### Raw data
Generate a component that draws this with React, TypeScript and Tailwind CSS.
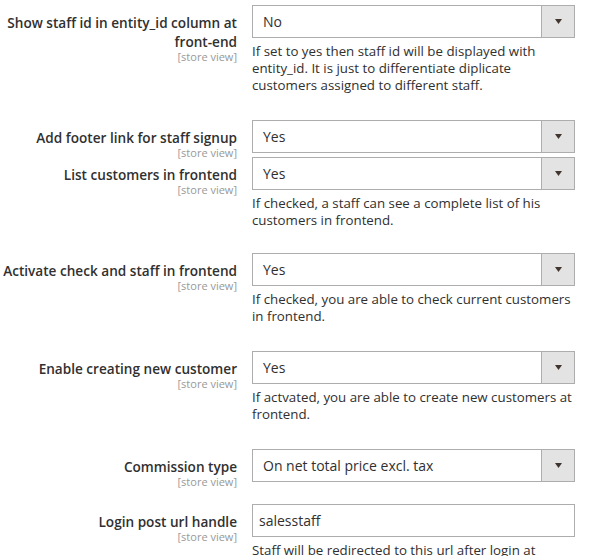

--

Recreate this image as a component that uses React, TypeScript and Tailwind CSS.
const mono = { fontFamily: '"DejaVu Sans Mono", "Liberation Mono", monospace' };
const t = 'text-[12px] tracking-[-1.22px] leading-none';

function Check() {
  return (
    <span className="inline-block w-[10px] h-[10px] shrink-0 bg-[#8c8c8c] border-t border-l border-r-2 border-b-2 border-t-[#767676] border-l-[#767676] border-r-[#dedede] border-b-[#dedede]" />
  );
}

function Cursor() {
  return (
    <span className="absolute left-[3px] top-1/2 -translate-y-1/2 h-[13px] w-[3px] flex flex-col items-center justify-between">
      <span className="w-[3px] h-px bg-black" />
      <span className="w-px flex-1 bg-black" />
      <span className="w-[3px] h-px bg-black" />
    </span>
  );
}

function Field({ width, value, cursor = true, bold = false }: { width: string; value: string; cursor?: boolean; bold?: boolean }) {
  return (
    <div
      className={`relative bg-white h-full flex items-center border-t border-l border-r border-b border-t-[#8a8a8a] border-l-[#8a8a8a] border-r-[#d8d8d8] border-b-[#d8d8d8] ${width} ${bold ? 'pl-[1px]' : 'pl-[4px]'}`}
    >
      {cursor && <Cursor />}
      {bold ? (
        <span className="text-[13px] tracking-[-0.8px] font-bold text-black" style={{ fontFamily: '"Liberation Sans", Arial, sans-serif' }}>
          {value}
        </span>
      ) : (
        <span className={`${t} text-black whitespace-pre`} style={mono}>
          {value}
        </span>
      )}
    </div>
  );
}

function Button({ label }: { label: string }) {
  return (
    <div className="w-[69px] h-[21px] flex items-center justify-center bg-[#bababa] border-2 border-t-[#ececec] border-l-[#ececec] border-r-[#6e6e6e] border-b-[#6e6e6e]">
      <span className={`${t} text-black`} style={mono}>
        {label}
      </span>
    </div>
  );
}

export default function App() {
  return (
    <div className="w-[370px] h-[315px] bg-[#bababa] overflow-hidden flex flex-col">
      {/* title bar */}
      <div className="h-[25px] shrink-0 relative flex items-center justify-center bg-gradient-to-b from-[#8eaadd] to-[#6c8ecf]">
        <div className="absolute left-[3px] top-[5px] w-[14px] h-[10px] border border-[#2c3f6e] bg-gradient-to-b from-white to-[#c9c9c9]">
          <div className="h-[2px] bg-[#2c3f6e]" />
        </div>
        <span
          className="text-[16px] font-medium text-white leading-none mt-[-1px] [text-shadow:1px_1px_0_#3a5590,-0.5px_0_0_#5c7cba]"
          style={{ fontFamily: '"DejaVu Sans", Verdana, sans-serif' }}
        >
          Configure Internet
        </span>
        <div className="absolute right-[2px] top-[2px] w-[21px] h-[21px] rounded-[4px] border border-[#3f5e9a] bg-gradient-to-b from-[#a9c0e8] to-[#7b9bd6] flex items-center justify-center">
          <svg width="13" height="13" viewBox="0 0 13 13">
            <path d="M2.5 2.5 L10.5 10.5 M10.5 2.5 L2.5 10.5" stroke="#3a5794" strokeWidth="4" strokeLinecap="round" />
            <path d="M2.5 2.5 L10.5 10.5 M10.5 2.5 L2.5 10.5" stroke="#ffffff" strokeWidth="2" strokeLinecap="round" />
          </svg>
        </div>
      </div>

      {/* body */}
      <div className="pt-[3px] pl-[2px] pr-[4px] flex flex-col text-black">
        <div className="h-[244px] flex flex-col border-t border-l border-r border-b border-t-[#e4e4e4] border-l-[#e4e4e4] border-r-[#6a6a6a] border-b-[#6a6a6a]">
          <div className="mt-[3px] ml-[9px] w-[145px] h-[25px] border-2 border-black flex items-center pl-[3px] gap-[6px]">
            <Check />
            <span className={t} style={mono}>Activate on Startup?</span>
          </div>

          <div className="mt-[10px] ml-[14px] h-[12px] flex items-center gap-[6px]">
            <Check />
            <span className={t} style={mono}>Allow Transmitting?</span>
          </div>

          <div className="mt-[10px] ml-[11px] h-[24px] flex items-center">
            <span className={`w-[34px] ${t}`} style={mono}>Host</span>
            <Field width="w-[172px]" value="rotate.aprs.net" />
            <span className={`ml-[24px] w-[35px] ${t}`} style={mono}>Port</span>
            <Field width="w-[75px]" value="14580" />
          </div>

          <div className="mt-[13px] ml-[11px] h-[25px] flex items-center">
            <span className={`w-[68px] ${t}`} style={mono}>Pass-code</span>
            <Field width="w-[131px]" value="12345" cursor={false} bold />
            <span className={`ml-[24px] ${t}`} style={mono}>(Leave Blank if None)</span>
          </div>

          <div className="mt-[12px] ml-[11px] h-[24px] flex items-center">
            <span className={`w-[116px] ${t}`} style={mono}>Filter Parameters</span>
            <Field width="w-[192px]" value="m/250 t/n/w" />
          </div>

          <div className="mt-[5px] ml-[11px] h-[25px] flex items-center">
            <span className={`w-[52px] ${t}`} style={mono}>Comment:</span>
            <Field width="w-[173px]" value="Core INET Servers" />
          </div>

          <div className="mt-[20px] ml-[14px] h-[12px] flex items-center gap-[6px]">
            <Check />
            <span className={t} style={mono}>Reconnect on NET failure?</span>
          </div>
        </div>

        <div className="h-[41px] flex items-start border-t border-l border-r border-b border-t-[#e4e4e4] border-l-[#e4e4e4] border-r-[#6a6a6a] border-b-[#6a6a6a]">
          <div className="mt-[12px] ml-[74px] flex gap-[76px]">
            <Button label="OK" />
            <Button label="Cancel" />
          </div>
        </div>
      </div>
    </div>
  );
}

==

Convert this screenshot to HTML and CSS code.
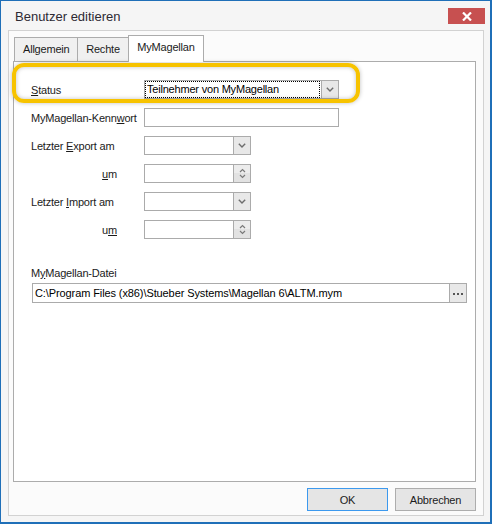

### Job
Look through the entries above and report the number of lines that contain "component". Write only the number.

### The result
2